-------- Given data --------

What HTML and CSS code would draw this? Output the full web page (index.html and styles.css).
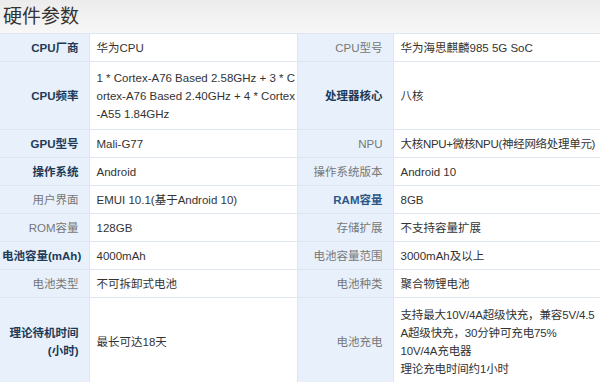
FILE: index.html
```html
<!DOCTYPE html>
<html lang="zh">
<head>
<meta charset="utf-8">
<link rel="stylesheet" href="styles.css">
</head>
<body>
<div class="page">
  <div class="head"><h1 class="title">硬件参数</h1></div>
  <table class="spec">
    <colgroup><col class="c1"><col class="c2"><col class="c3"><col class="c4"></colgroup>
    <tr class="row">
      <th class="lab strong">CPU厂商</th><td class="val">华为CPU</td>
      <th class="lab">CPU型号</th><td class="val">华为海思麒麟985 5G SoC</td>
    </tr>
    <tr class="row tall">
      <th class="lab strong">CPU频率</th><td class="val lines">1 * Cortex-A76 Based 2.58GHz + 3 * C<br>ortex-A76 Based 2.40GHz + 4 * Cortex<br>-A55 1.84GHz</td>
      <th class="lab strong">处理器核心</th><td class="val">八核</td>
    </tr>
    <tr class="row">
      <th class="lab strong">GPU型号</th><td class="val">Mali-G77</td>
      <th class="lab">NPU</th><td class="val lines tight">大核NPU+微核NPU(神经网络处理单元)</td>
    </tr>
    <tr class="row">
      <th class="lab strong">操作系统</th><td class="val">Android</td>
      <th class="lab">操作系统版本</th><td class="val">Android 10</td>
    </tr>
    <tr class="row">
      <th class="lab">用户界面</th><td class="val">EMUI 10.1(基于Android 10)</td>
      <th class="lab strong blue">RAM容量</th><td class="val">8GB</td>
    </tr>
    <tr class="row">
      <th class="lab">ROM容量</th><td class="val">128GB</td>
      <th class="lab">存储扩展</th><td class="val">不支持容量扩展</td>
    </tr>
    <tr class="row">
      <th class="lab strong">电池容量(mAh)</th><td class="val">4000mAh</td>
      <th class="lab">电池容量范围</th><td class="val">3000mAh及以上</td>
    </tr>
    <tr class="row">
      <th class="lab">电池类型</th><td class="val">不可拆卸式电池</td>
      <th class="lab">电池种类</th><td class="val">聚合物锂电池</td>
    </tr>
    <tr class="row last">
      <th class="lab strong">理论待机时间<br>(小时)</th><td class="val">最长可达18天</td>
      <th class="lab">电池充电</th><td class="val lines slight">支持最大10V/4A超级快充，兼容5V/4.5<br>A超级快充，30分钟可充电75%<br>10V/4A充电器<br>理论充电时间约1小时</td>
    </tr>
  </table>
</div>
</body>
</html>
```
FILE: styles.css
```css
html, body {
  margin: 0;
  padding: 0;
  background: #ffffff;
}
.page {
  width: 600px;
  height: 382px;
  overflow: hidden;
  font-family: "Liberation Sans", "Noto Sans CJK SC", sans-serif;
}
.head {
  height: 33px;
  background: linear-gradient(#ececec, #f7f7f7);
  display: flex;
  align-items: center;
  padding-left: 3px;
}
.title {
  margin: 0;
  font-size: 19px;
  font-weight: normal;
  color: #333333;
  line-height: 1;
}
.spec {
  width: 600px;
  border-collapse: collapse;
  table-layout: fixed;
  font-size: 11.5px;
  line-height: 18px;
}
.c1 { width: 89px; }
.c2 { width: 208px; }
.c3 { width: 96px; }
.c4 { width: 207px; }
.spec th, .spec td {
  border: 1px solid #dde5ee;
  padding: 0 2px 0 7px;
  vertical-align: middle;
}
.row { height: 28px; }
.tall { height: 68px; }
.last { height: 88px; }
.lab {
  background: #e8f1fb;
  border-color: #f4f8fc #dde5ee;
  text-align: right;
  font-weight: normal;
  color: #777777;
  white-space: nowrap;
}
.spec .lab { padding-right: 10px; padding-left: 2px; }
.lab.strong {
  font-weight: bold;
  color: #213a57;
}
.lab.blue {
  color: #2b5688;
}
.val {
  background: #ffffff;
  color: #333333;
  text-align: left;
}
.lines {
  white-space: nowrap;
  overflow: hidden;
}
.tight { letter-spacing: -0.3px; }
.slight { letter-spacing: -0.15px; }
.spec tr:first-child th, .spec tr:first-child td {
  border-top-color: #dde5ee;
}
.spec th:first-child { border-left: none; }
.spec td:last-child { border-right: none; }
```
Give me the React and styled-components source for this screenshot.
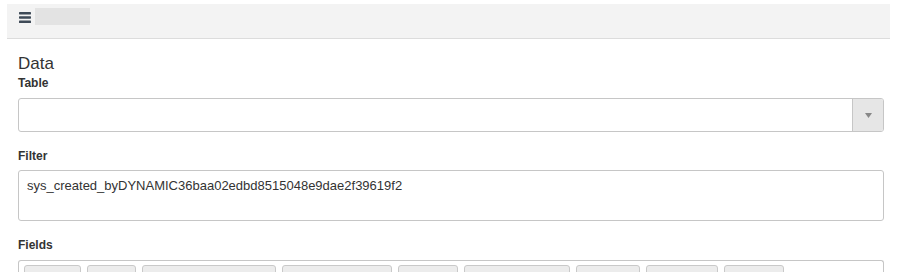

--------

# Task goal
Copy out every line from the material above in which the word "this" appears.

# Task output
What HTML and CSS code would draw this? Output the full web page (index.html and styles.css).
Give me the React and styled-components source for this screenshot.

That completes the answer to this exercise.